Reflecting on Forest Green’s corkscrew climb to League Two tournament victory, Simon Hacker watches a discreet ceremony that marks a moment in the club’s history.
And breathe… Banal advice on respiration isn’t something we routinely issue at Stroud Times, but for all the Forest Green supporters who have been discovering a new shade of white in their knuckles as they followed the fortune of the team in this season, the morning after the night before marks a key moment to check ourselves for vital signs.
On Saturday afternoon, our hearts stopped. Mansfield went up a goal; it was over. But then we levelled and our pulse resumed. Maybe we had a chance? In such moments all FGR fans will know it’s not losing that hurts, it’s hoping. Sure enough, another goal from Mansfield strangled the dream. Only defibrillation could work now, delivered by the divine foot of last-minute, subbed-on striker Josh March who, in levelling the score in the dying moments of FGR’s final clash, ensured the Green Army not only had promotion to League One but also finally, deservedly, could grab the SkyBet trophy. We were top.

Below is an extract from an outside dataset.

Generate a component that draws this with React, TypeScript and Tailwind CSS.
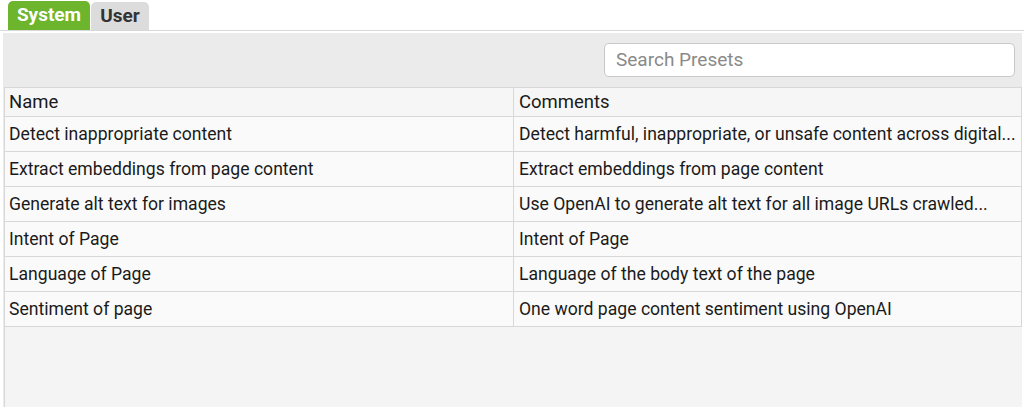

Or sort of. A separate drama, off-stage, as the clock ticked down during these final agonising ten minutes, was also pivotal to everything. Any goal, by any means, struck more than 200 miles away at Exeter’s home game against Port Vale would have meant FGR remained promoted – but with no such pomp and ceremony.
Yet Exeter, on fire and hosting Port Vale at a goal down, somehow didn’t do it: despite ousting FGR from top spot in the League the previous Saturday, they froze, a goal down. The final whistle in Devon blew, sending a shockwave of hysterical jubilation all the way up the A38 to Nottinghamshire. Exeter, we love you. Port Vale maybe even more.
The trophy was ours. Except it still wasn’t. No, it had been pre-ordained by English Football League officials, in their consummate wisdom, that FGR would most likely not triumph in the final fixture. Exeter, the obvious heretics had calculated, would. So come the moment at Field Mill when the faithful fans and Forest Green players convulsed in the knowledge that we’d done it, great spumes of champagne erupted into the spring air – only to land in an empty space where the trophy might catch them. Oh well, who said you need receptacles for the taste of ecstasy?
All the same, the hardware was coming home. And thereby ensues one of EFL’s funniest bloopers for the 2021-2 season: down in Devon, a man reverentially inserts the trophy into a van and starts driving up the M5. By a mutually agreed marriage of trajectories, it’d reach the Stroudwater Interchange, junction 13, just as the FGR coach from up north was hanging a left to return to the New Lawn in Nailsworth.
This is, even from the most fervent imagination of football romanticists, not the most inspiring of trophy handovers; I’d imagine when Cheltenham got it last year, it was passed over against some backdrop of faultless Regency architecture. Maybe even Swindon, the year before, had managed something less underwhelming.
But that doesn’t matter. And anyhow, Stroud District Council stepped up today to do something with a little more civic swank. OK, hosting a celebratory press conference and plaque handover at a museum might not sound like the media event to set the world on fire, but Stroud’s delightful Museum in the Park, if you’ve somehow never succumbed to its charms, is the least museum-ish venue you could stumble into.
And there it was. That thing that’s shimmied in the collective hopes and dreams of thousands of fans both here and around the world; more than mere metal, a shining statement that only reaches the hands of any team that has grunted its way through 46 times 90 minutes of pitched battle, not to mention successfully weaving through a year of disbelief, doubt, plenty of broken hearts and one severed anterior cruciate ligament. All mattering not, as FGR chairman Dale Vince stepped forward, accepted the plaque from council representatives and said yeah, he felt alright.
Dale is not a man given to the kind of outbursts of exuberance that make legendary football memes, but he acknowledged how much the endgame had been a Hollywood ending, presumably a reference to such movies as Singing in the Rain and the Wizard of Oz, not Taxi Driver or Marley and Me.
Nope, the only dead dog was of the black variety that threatened to wag its tail in the nightmares of fans. Not least when the infamous ‘wobble’ period threw a sublime series of results out of kilter earlier this spring – and then threatened, in the final games, to return. But that was then and this treasured trophy is now. We saw it; it really is real.
Let’s breathe deep then, and smell success. And tomorrow afternoon, at Nailsworth’s New Lawn, prepare our lungs. One green giant of a party looms. Having battled through and having stuck to its green guns despite all opposition and naysaying, could any team deserve to party more?